10TH ANNIVERSARY OF THE FIRST WORLD TRADE CENTER BOMBING: Duncan Frissell (The Technoptimist) points this out, and has some notes. As he wrote in his e-mail to me, "Too bad we weren't paying attention."

 

THE FUNDAMENTAL INTERCONNECTEDNESS OF ALL THINGS: Robert Alt on No Left Turns points out an interesting factoid: Today's Scheidler v. NOW came before the Court once before, in 1994; that time, the Justice Department's brief, which sided with NOW, was written by . . . Miguel Estrada. Doesn't tell us much about Estrada's views, since Estrada is a lawyer and lawyers generally file briefs to represent their clients' views, not their own. But it does remind us that the contrary position -- say, Estrada or Jeffrey Sutton filing a brief in support of state sovereign immunity or some other conservative cause -- generally doesn't bear much on their views, either.

 

ELECTRONIC SUBMISSIONS TO LAW REVIEWS? A couple of weeks ago, I posted this question to law review editors:
Does your journal accept electronic submissions -- and, if it does, are there any glitches or serious delays in the process that would lead you to recommend that people not submit electronically? . . . I'm trying to figure out whether to recommend, in my forthcoming Academic Legal Writing book, that students send their manuscripts by postal mail (my current suggestion), or whether I should encourage students to save time, money, and effort by submit the manuscripts by e-mail.
I collect below some of the reactions that I got; they're obviously not representative, but I think they illustrate various reactions that some journals are likely to have. (Click here, by the way, for a list of journals that say they accept electronic submissions.)

     More broadly, I think these reactions show how institutions react to the costs and benefits of technological advances. I do not want to suggest that any of the reactions are right ot wrong, and I think it would be too facile to assume that, for instance, failing to adopt electronic submissions is irrational or pointlessly hidebound. I suspect that electronic submission is the way of the future (whether in a couple of years or more like 10 or 15) -- but in the course of getting to the future, we need to overcome certain real and understandable current obstacles, such as the ones these messages illustrate.

     1. Here's the first message I got, which describes the practice at a Top 50 primary journal:
[Our journal] does not accept electronic submissions for two reasons.

1.) The fear of mass emailing of articles to the journal. The current process of forcing people to actually mail out the article, and thus spend the money that is required to do that, supposedly tends to weed out articles.

2.) The current Executive Articles Editor said that he is scared of getting what would otherwise be publishable articles lost in an email box.

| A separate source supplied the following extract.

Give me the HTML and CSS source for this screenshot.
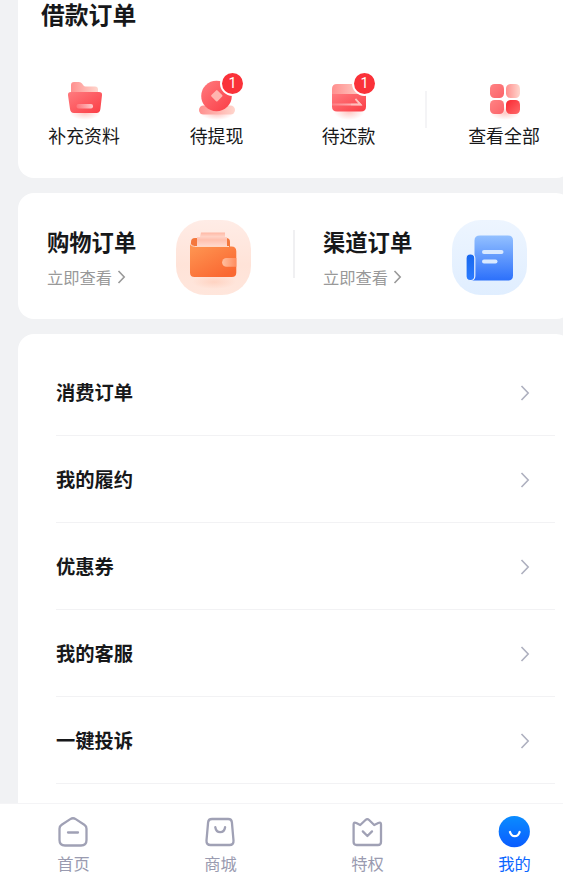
FILE: index.html
```html
<!DOCTYPE html>
<html lang="zh-CN">
<head>
  <meta charset="UTF-8" />
  <meta name="viewport" content="width=device-width, initial-scale=1.0"/>
  <title>我的</title>
  <link rel="stylesheet" href="styles.css">
</head>
<body>

  <main class="content">
    <!-- 借款订单 -->
    <section class="card loan">
      <h2>借款订单</h2>
      <div class="loan-items">
        <a class="loan-item">
          <svg class="loan-icon" viewBox="0 0 50 50">
            <defs>
              <linearGradient id="red" x1="0" y1="0" x2="1" y2="1"><stop offset="0" stop-color="#ff7b7f"/><stop offset="1" stop-color="#fb3c44"/></linearGradient>
              <linearGradient id="pink" x1="0" y1="0" x2="1" y2="0"><stop offset="0" stop-color="#ff8f8e"/><stop offset="1" stop-color="#ffd6cd"/></linearGradient>
              <linearGradient id="shine" x1="0" y1="0" x2="1" y2="0"><stop offset="0" stop-color="#fff" stop-opacity=".15"/><stop offset="1" stop-color="#fff" stop-opacity=".7"/></linearGradient>
              <radialGradient id="glow"><stop offset="0" stop-color="#ff7a70" stop-opacity=".4"/><stop offset="1" stop-color="#ff7a70" stop-opacity="0"/></radialGradient>
            </defs>
            <ellipse cx="25" cy="43" rx="15" ry="7" fill="url(#glow)"/>
            <path d="M11 28V15q0-3 3-3h5q2 0 3 1.500l1.500 2q.8 1 2 1H35q3 0 3 3V28z" fill="url(#pink)"/>
            <path d="M11 22H39q3.400 0 3 3.200L40.400 39q-.5 4-4 4H14q-3.500 0-4-4L8 25.200Q7.700 22 11 22z" fill="url(#red)"/>
            <rect x="16.500" y="34" width="16.500" height="4.500" rx="2" fill="url(#shine)"/>
          </svg>
          <span>补充资料</span>
        </a>
        <a class="loan-item">
          <svg class="loan-icon" viewBox="0 0 50 50">
            <ellipse cx="25" cy="44" rx="16" ry="6" fill="url(#glow)"/>
            <rect x="7" y="35.500" width="36" height="9" rx="4.500" fill="url(#pink)"/>
            <circle cx="24.500" cy="26" r="15.300" fill="url(#red)"/>
            <rect x="20.500" y="21.500" width="8.600" height="8.600" rx="1" transform="rotate(45 24.800 25.800)" fill="#ffb5af"/>
          </svg>
          <span>待提现</span>
          <b class="badge">1</b>
        </a>
        <a class="loan-item">
          <svg class="loan-icon" viewBox="0 0 50 50">
            <ellipse cx="25" cy="42" rx="15" ry="8" fill="url(#glow)"/>
            <path d="M8 24v-5q0-5 5-5H37q5 0 5 5v5z" fill="url(#pink)"/>
            <path d="M8 24H42V36.500q0 5-5 5H13q-5 0-5-5z" fill="url(#red)"/>
            <path d="M8 34.500H36.500L31.500 29" fill="none" stroke="url(#shine)" stroke-width="1.800"/>
            <path d="M27 34.600h9.500L31.500 29" fill="none" stroke="#ffc0bd" stroke-width="1.500"/>
          </svg>
          <span>待还款</span>
          <b class="badge">1</b>
        </a>
        <i class="loan-line"></i>
        <a class="loan-item loan-all">
          <svg class="loan-icon" viewBox="0 0 50 50">
            <defs>
              <linearGradient id="soft" x1="0" y1="0" x2="1" y2="1"><stop offset="0" stop-color="#ff8384"/><stop offset="1" stop-color="#fb6268"/></linearGradient>
              <linearGradient id="deep" x1="0" y1="0" x2="1" y2="1"><stop offset="0" stop-color="#f92832"/><stop offset="1" stop-color="#ff6a6a"/></linearGradient>
            </defs>
            <ellipse cx="25" cy="43" rx="15" ry="7" fill="url(#glow)"/>
            <rect x="10" y="14" width="14" height="14" rx="4.500" fill="url(#soft)"/>
            <rect x="26" y="14" width="14" height="14" rx="4.500" fill="url(#pink)"/>
            <rect x="10" y="30" width="14" height="14" rx="4.500" fill="url(#soft)"/>
            <rect x="26" y="30" width="14" height="14" rx="4.500" fill="url(#deep)"/>
          </svg>
          <span>查看全部</span>
        </a>
      </div>
    </section>

    <!-- 购物 / 渠道 -->
    <section class="card orders">
      <a class="order">
        <div class="order-text">
          <h3>购物订单</h3>
          <p>立即查看<svg class="more" viewBox="0 0 9 14"><path d="M1.500 1L7.200 7L1.500 13"/></svg></p>
        </div>
        <svg class="order-icon" viewBox="0 0 75 75">
          <defs>
            <linearGradient id="peach" x1="0" y1="0" x2="0" y2="1"><stop offset="0" stop-color="#ffece6"/><stop offset=".6" stop-color="#ffe3d8"/><stop offset="1" stop-color="#ffe6dc"/></linearGradient>
            <linearGradient id="wallet" x1="0" y1="0" x2=".7" y2="1"><stop offset="0" stop-color="#ff9a55"/><stop offset="1" stop-color="#fa6832"/></linearGradient>
            <linearGradient id="paper" x1="0" y1="0" x2="0" y2="1"><stop offset="0" stop-color="#ffb8a4"/><stop offset=".25" stop-color="#ffd2c5"/><stop offset=".45" stop-color="#ffc0ae"/><stop offset="1" stop-color="#ffe3db"/></linearGradient>
            <linearGradient id="clasp" x1="0" y1="0" x2="1" y2="0"><stop offset="0" stop-color="#ffc0a0"/><stop offset="1" stop-color="#ff8c5e"/></linearGradient>
            <radialGradient id="warm"><stop offset="0" stop-color="#ff8c60" stop-opacity=".2"/><stop offset="1" stop-color="#ff8c60" stop-opacity="0"/></radialGradient>
          </defs>
          <rect width="75" height="75" rx="29" fill="url(#peach)"/>
          <ellipse cx="38" cy="62" rx="22" ry="7" fill="url(#warm)"/>
          <rect x="15" y="18" width="39" height="20" rx="4" fill="#f4783d"/>
          <path d="M25 12.500H49V17H51V29H21V17H24z" fill="url(#paper)"/>
          <path d="M14 22q0 4.500 4 4.500H55.500q4.800 0 4.800 4.800V52.500q0 4.500-4.500 4.500H18.500q-4.500 0-4.500-4.500z" fill="url(#wallet)"/>
          <path d="M14.200 23q.5 3.500 4.500 3.500H53" fill="none" stroke="#ffd8c5" stroke-width="1"/>
          <path d="M60.300 38H50.500a4.400 4.400 0 0 0 0 8.800H60.300z" fill="url(#clasp)"/>
        </svg>
      </a>
      <i class="order-line"></i>
      <a class="order">
        <div class="order-text">
          <h3>渠道订单</h3>
          <p>立即查看<svg class="more" viewBox="0 0 9 14"><path d="M1.500 1L7.200 7L1.500 13"/></svg></p>
        </div>
        <svg class="order-icon" viewBox="0 0 75 75">
          <defs>
            <linearGradient id="sky" x1="0" y1="0" x2="0" y2="1"><stop offset="0" stop-color="#edf5ff"/><stop offset="1" stop-color="#e0eeff"/></linearGradient>
            <linearGradient id="doc" x1="0" y1="0" x2="0" y2="1"><stop offset="0" stop-color="#93c0ff"/><stop offset="1" stop-color="#2c70fb"/></linearGradient>
            <linearGradient id="fold" x1="0" y1="0" x2="0" y2="1"><stop offset="0" stop-color="#1767ee"/><stop offset="1" stop-color="#2c7cff"/></linearGradient>
          </defs>
          <rect width="75" height="75" rx="29" fill="url(#sky)"/>
          <path d="M28 15.500H56q5 0 5 5V55.500q0 5-5 5H19q3.500-1.500 3.500-5V20.500q0-5 5.500-5z" fill="url(#doc)"/>
          <rect x="14" y="34" width="8.800" height="26.500" rx="4.200" fill="url(#fold)" stroke="#eaf3ff" stroke-width="1.200"/>
          <rect x="30" y="30" width="21.500" height="4" rx="2" fill="#d9e9ff"/>
          <rect x="30" y="39.500" width="15.500" height="4" rx="2" fill="#d9e9ff"/>
        </svg>
      </a>
    </section>

    <section class="card menu">
      <a class="menu-row">消费订单<svg class="arrow" viewBox="0 0 10 16"><path d="M1.500 1L8.200 8L1.500 15"/></svg></a>
      <a class="menu-row">我的履约<svg class="arrow" viewBox="0 0 10 16"><path d="M1.500 1L8.200 8L1.500 15"/></svg></a>
      <a class="menu-row">优惠券<svg class="arrow" viewBox="0 0 10 16"><path d="M1.500 1L8.200 8L1.500 15"/></svg></a>
      <a class="menu-row">我的客服<svg class="arrow" viewBox="0 0 10 16"><path d="M1.500 1L8.200 8L1.500 15"/></svg></a>
      <a class="menu-row">一键投诉<svg class="arrow" viewBox="0 0 10 16"><path d="M1.500 1L8.200 8L1.500 15"/></svg></a>
    </section>
  </main>

  <nav class="tabbar">
    <a class="tab">
      <svg class="tab-icon" viewBox="0 0 32 32">
        <path d="M13.300 3.100L4.700 8.700Q2.500 10.100 2.500 12.700V24Q2.500 29.500 8 29.500H24Q29.500 29.500 29.500 24V12.700Q29.500 10.100 27.300 8.700L18.700 3.100Q16 1.400 13.300 3.100z"/>
        <path d="M11 16.500H21"/>
      </svg>
      <span>首页</span>
    </a>
    <a class="tab">
      <svg class="tab-icon" viewBox="0 0 32 32">
        <path d="M8 3H24.200Q27.600 3 27.900 6.300L29.500 24.500Q29.800 29 25.500 29H6.500Q2.200 29 2.500 24.500L4.100 6.300Q4.400 3 8 3z"/>
        <path d="M11.300 11.200q.8 5 4.900 5t4.900-5"/>
      </svg>
      <span>商城</span>
    </a>
    <a class="tab">
      <svg class="tab-icon" viewBox="0 0 32 32">
        <path d="M2.600 8.500Q2.600 5.700 5.300 7L9.200 9L14.500 4Q16.300 2.300 18.100 4L23.200 9L27.300 7Q30 5.700 30 8.500V26Q30 29 27 29H5.600Q2.600 29 2.600 26z"/>
        <path d="M11.800 15.400L16.400 20L21 15.400"/>
      </svg>
      <span>特权</span>
    </a>
    <a class="tab active">
      <svg class="tab-icon" viewBox="0 0 32 32">
        <defs><linearGradient id="me" x1="0" y1="0" x2="0" y2="1"><stop offset="0" stop-color="#0a8cff"/><stop offset="1" stop-color="#0a5cff"/></linearGradient></defs>
        <circle cx="16.300" cy="15.600" r="15.600" fill="url(#me)"/>
        <path class="smile" d="M12 16q1.200 4.200 4.800 4.200T21.600 16"/>
      </svg>
      <span>我的</span>
    </a>
  </nav>

</body>
</html>
```
FILE: styles.css
```css
html, body {
  margin: 0;
  padding: 0;
  height: 100%;
  overflow: hidden;
}

* {
  box-sizing: border-box;
}

body {
  display: flex;
  flex-direction: column;
  height: 100vh;
  font-family: "Noto Sans CJK SC", sans-serif;
  background-color: #f1f2f4;
  color: #17181a;
}

h2, h3, p {
  margin: 0;
}

svg {
  display: block;
  flex: none;
}

.content {
  flex: 1;
  min-height: 0;
  overflow: hidden;
  padding-left: 18px;
  display: flex;
  flex-direction: column;
  gap: 15px;
}

/* cards run past the right edge of the screen */
.card {
  flex: none;
  width: 554px;
  background-color: #fff;
  border-radius: 16px;
}

/* Loan orders */
.loan {
  height: 178px;
  border-radius: 0 0 16px 16px;
}

.loan h2 {
  padding-left: 23px;
  font-size: 23.8px;
  line-height: 28px;
}

.loan-items {
  display: flex;
  padding-top: 46px;
}

.loan-item {
  position: relative;
  width: 132px;
  display: flex;
  flex-direction: column;
  align-items: center;
  font-size: 17.9px;
  line-height: 24px;
}

.loan-item + .loan-item {
  left: 0.5px;
}

.loan-icon {
  width: 50px;
  height: 50px;
  margin-top: -4px;
  margin-left: 1px;
  margin-bottom: 3px;
}

.loan-line {
  width: 2px;
  height: 37px;
  margin: 17px 0 0 11px;
  background-color: #f4f4f6;
}

.loan-all {
  margin-left: 11px;
}

.badge {
  position: absolute;
  left: 69.5px;
  top: -3px;
  width: 25px;
  height: 25px;
  border: 2px solid #fff;
  border-radius: 50%;
  background-color: #fa3239;
  color: #fff;
  font-family: Roboto, sans-serif;
  font-size: 14.5px;
  font-weight: 400;
  line-height: 22px;
  text-align: center;
}

/* Shopping and channel orders */
.orders {
  height: 126px;
  display: flex;
  align-items: center;
  padding: 1px 0 0 29px;
}

.order {
  display: flex;
  align-items: center;
}

.order-text {
  width: 129px;
}

.order h3 {
  font-size: 22.3px;
  line-height: 30px;
}

.order p {
  display: flex;
  align-items: center;
  gap: 5px;
  margin-top: 10px;
  color: #999;
  font-size: 16.3px;
  line-height: 22px;
}

.more {
  width: 9px;
  height: 14px;
}

.order-icon {
  width: 75px;
  height: 75px;
  margin-top: 1px;
}

.order-line {
  width: 2px;
  height: 48px;
  margin: -6px 28px 0 42px;
  background-color: #f0f0f2;
}

.more path, .arrow path {
  fill: none;
  stroke: #999;
  stroke-width: 1.6;
}

/* Menu list */
.menu {
  height: 500px;
  padding: 15px 17px 0 38px;
}

.menu-row {
  display: flex;
  align-items: center;
  justify-content: space-between;
  height: 87px;
  padding-right: 25px;
  border-bottom: 1px solid #f2f2f4;
  font-size: 19.3px;
  font-weight: 700;
}

.arrow {
  width: 10px;
  height: 16px;
  margin-top: 1px;
}

.arrow path {
  stroke: #aeb0bf;
}

/* Bottom tabs */
.tabbar {
  flex: none;
  display: flex;
  height: 77px;
  border-top: 1px solid #f4f4f6;
  background-color: #fff;
}

.tab {
  flex: none;
  width: 147px;
  padding-top: 12px;
  display: flex;
  flex-direction: column;
  align-items: center;
  gap: 4px;
  color: #9a9bb0;
  font-size: 16.3px;
  line-height: 22px;
}

.tab-icon {
  width: 32px;
  height: 32px;
  margin-right: 1px;
  fill: none;
  stroke: #a0a1b5;
  stroke-width: 2.3;
  stroke-linecap: round;
  stroke-linejoin: round;
}

.tab-icon circle {
  stroke: none;
}

.tab-icon .smile {
  stroke: #fff;
}

.active {
  color: #0a66ff;
}
```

To tell the truth, it seems like it is just easier on the editors to keep requiring authors to submit hard copies of their articles because it involves less work in making sure they are accepted, acknowledged, printed, distributed to the correct editors, and read in time to determine whether we want to extend an offer of publication.
     2. One from a Top 20 primary journal:
We do not currently accept electronic submissions. However, even with that policy, I can tell you that many authors do submit articles to us by email, and although we look at them very skeptically if submitted only
through email, it is not a bad idea for an author to send both a hard copy and an email copy. It gives you two shots at getting our attention, and if the email is quickly deleted, you still have the hard copy (and the email should state, "I also sent a copy of the article to your postal address").

From a student's perspective -- since I'm about to send out my own seminar paper for publication, and I know the process from my journal's end -- I would strongly suggest sending hard copies to journals that don't explicitly encourage electronic submissions. As a student, you can't afford to be viewed "skeptically," as I said above.
     3. A secondary journal at a Top 50 school:
My journal . . . accepts submissions via e-mail. The feedback at editorial board meetings (primarily from the Articles Editor) has been enthusiastically positive. I haven't heard of any technical glitches, but I'm not up on all the details; it's not my area.
     4. Another top 50 primary journal:
Our web site does not mention e-submissions & I think they number less than 10 per year. . . .
s, but I agree with your current recommendation to submit via postal mail for a couple of reasons. First, our article selection process begins by coding submissions with a tracking number and entering relevant contact information into a database. There’s no reason why hard copies are inherently better than electronic submissions for these purposes, but it’s just not how our process functions at present. Second, and more importantly, it would be quite a pain to have to print out copies of all electronic submissions. At our journal, we rely on hard copies for the first few stages of the selection process. It is only after these initial stages that an electronic submission becomes necessary, and by that point it’s usually no problem to contact the author and ask him or her to email an electronic copy.
     6. And finally, one more Top 20 primary journal:
[Our journal] had an experimental project of accepting electronic submissions last summer. We even distributed and discussed all the articles via electronic mailing list, which allowed us to o fer very quick turnaround in the slow months despite the editors being scattered around the country and the world. The program resulted in a number of published articles, saved several small forest and was certainly a success.

However, insufficiently so as to be made permanent. The hide-bound forces of reaction in legal publishing are an astonishing thing to behold. Eventually, this will clearly be the way to go. But for now I'd recommend continuing paper submissions, possibly accompanied by e-mail submission. The cost to any legal scholar with a support staff and an administrative budget to handle mass paper submission is just too small compared to the significantly reduced coverage of electronic submission.
There it is -- it'll be interesting to see what a similar query would yield in, say, 3 years.

 

SCOOPS OR MALARKEY? What we really need is an empirical study of how often the stuff reported at Debka.com turns out to be true -- stuff like today's two lead stories there, this one and this one, both about Iraq and both potentially important if accurate.